Inslee imposed a moratorium on capital punishment in 2014. In 2015, the Washington Association of Prosecuting Attorneys called for a public vote on whether the state should keep the death penalty.
The prosecutors’ action followed jury decisions in two high-profile cases — the murders of a Carnation family in 2007 and a Seattle police officer in 2009 — not to sentence the killers to death.
With the attorney general’s office officially requesting legislation, Ferguson on Monday said he hoped lawmakers would be spurred to take action.
Joining Ferguson, Inslee and McKenna were Republican Sens. Maureen Walsh and Mark Miloscia and Democratic Sens. Jamie Pedersen and Reuven Carlyle, and Rep. Tina Orwall, also a Democrat.
Last month, Inslee invoked the moratorium as he gave a reprieve to Clark Elmore, sentenced to death for the 1995 rape and murder of 14-year-old Kristy Ohnstad in Bellingham. Elmore is the first of Washington’s death-row inmates to exhaust his appeals since the moratorium was put in place.
Reprieves aren’t pardons and don’t commute the sentences of those condemned to death. As long as the moratorium is in place, death-row inmates will remain in prison rather than face execution.
Death-penalty appeals are so lengthy that “this is a system in which justice is delayed and delayed to a point where the system is broken,” said McKenna, who served as attorney general from 2005 to 2013, and lost the governor’s race to Inslee in 2012.
“It isn’t working anymore,” McKenna said. “It is time to move on.”
Inslee said capital punishment is a difficult issue, but said he ultimately issued his moratorium “because the evidence is absolutely clear.”
“Death-penalty sentences are unequally applied in the state of Washington, they are frequently overturned and they are always costly,” he said. “I could not in good conscience allow executions to continue under my watch as governor under these conditions.”
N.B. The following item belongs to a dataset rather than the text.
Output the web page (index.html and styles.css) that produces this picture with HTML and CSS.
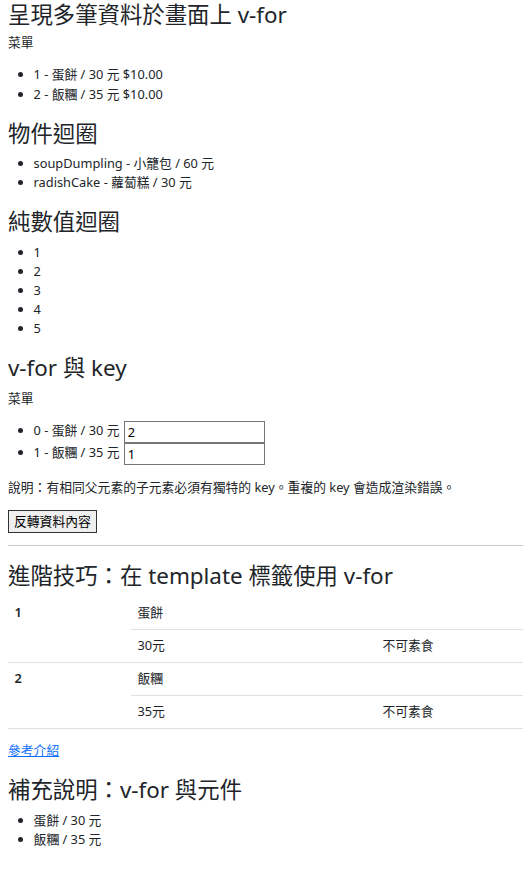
FILE: index.html
```html
<!DOCTYPE html>
<html lang="zh-Hant">
<head>
<meta charset="utf-8">
<title>v-for</title>
<link rel="stylesheet" href="styles.css">
</head>
<body>
<h3 class="heading heading-first">呈現多筆資料於畫面上 v-for</h3>
<p class="para">菜單</p>
<ul class="list">
  <li>1 - 蛋餅 / 30 元 $10.00</li>
  <li>2 - 飯糰 / 35 元 $10.00</li>
</ul>

<h3 class="heading">物件迴圈</h3>
<ul class="list">
  <li>soupDumpling - 小籠包 / 60 元</li>
  <li>radishCake - 蘿蔔糕 / 30 元</li>
</ul>

<h3 class="heading">純數值迴圈</h3>
<ul class="list">
  <li>1</li>
  <li>2</li>
  <li>3</li>
  <li>4</li>
  <li>5</li>
</ul>

<h3 class="heading">v-for 與 key</h3>
<p class="para">菜單</p>
<ul class="list key-list">
  <li>0 - 蛋餅 / 30 元 <input class="field" type="text" value="2"></li>
  <li>1 - 飯糰 / 35 元 <input class="field" type="text" value="1"></li>
</ul>
<p class="para">說明：有相同父元素的子元素必須有獨特的 key。重複的 key 會造成渲染錯誤。</p>
<button class="btn" type="button">反轉資料內容</button>
<hr class="divider">

<h3 class="heading">進階技巧：在 template 標籤使用 v-for</h3>
<table class="table">
  <colgroup>
    <col class="col-id">
    <col class="col-name">
    <col>
  </colgroup>
  <tbody>
    <tr>
      <th rowspan="2">1</th>
      <td>蛋餅</td>
      <td></td>
    </tr>
    <tr>
      <td>30元</td>
      <td>不可素食</td>
    </tr>
    <tr>
      <th rowspan="2">2</th>
      <td>飯糰</td>
      <td></td>
    </tr>
    <tr>
      <td>35元</td>
      <td>不可素食</td>
    </tr>
  </tbody>
</table>
<p class="para"><a class="link" href="#">參考介紹</a></p>

<h3 class="heading">補充說明：v-for 與元件</h3>
<ul class="list">
  <li>蛋餅 / 30 元</li>
  <li>飯糰 / 35 元</li>
</ul>
</body>
</html>
```

FILE: styles.css
```css
html, body {
  background: #fff;
}

body {
  margin: 0 0 0 8px;
  font-family: "Noto Sans", "Noto Sans CJK TC", sans-serif;
  font-size: 12.8px;
  line-height: 19.2px;
  color: #212529;
}

.heading {
  margin: 0 0 6.4px;
  padding-top: 2px;
  font-size: 22.4px;
  font-weight: 400;
  line-height: 29px;
}

.heading-first {
  padding-top: 0;
  margin-bottom: 4.4px;
}

.para {
  margin: 0 0 12.8px;
}

.list {
  margin: 0 0 12.8px;
  padding-left: 25.6px;
}

.key-list li {
  height: 22px;
}

.field {
  box-sizing: border-box;
  width: 141px;
  height: 22px;
  margin: 0 0 0 1px;
  padding: 0 3px;
  border: 1px solid #767676;
  font: inherit;
  line-height: 20px;
  color: #000;
  vertical-align: top;
  background: #fff;
}

.btn {
  display: block;
  box-sizing: border-box;
  height: 23px;
  margin: 0;
  padding: 0 5px;
  border: 1px solid #333;
  background: #efefef;
  font: inherit;
  line-height: 21px;
  color: #000;
  border-radius: 0;
}

.divider {
  margin: 12.8px 0;
  border: 0;
  border-top: 1px solid #c8c9ca;
  height: 0;
}

.table {
  width: 515px;
  margin-bottom: 12.8px;
  border-collapse: collapse;
  table-layout: fixed;
}

.col-id {
  width: 123px;
}

.col-name {
  width: 245px;
}

.table th,
.table td {
  padding: 6.4px;
  border-bottom: 1px solid #dee2e6;
  text-align: left;
  vertical-align: top;
  line-height: 19.2px;
}

.table th {
  font-weight: 600;
}

.link {
  color: #0d6efd;
  text-decoration: underline;
}
```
The proposed bills, sponsored by Miloscia in the Senate and Orwall in the House, would remove capital punishment as a sentencing option for aggravated murder and mandate instead a sentence of life in prison without possibility of parole.
Miloscia, a Democrat turned Republican, cited his Catholic faith in his opposition to executions. Walsh cited the government expenses that add up as death-row inmates go through the appeals process as the reason she wanted to see the practice ended.
Still, the proposal could face steep odds in the Legislature. Miloscia’s 2015 bill to stop executions didn’t get a public hearing in the Republican-controlled Senate Law and Justice Committee — much less a vote.
Sen. Steve O’Ban, R-University Place and committee vice chairman, said Monday he doesn’t support a death-penalty repeal. O’Ban, however, said he favored at least giving the proposal a hearing.
“I think there are strong arguments to retain the death penalty, and I think it might be a healthy thing to rehear those arguments again,” O’Ban said.
O’Ban said he wanted to look at ways to make the death-penalty appeals process less expensive.
Ferguson’s proposal would not be retroactive, meaning the sentences of Elmore and seven other inmates sentenced to death would not change.
Since 1904, 78 inmates have been put to death in Washington state, all men. The last execution came in September 2010, when Cal Coburn Brown was put to death by lethal injection for the 1991 murder of a Seattle-area woman.
After spending nearly 17 years on death row, he was the first Washington inmate executed since 2001.
Capital punishment is currently authorized by the federal government and 31 states, including Washington and Oregon, which also has a moratorium in place.
Pennsylvania and Colorado also have death-penalty moratoriums.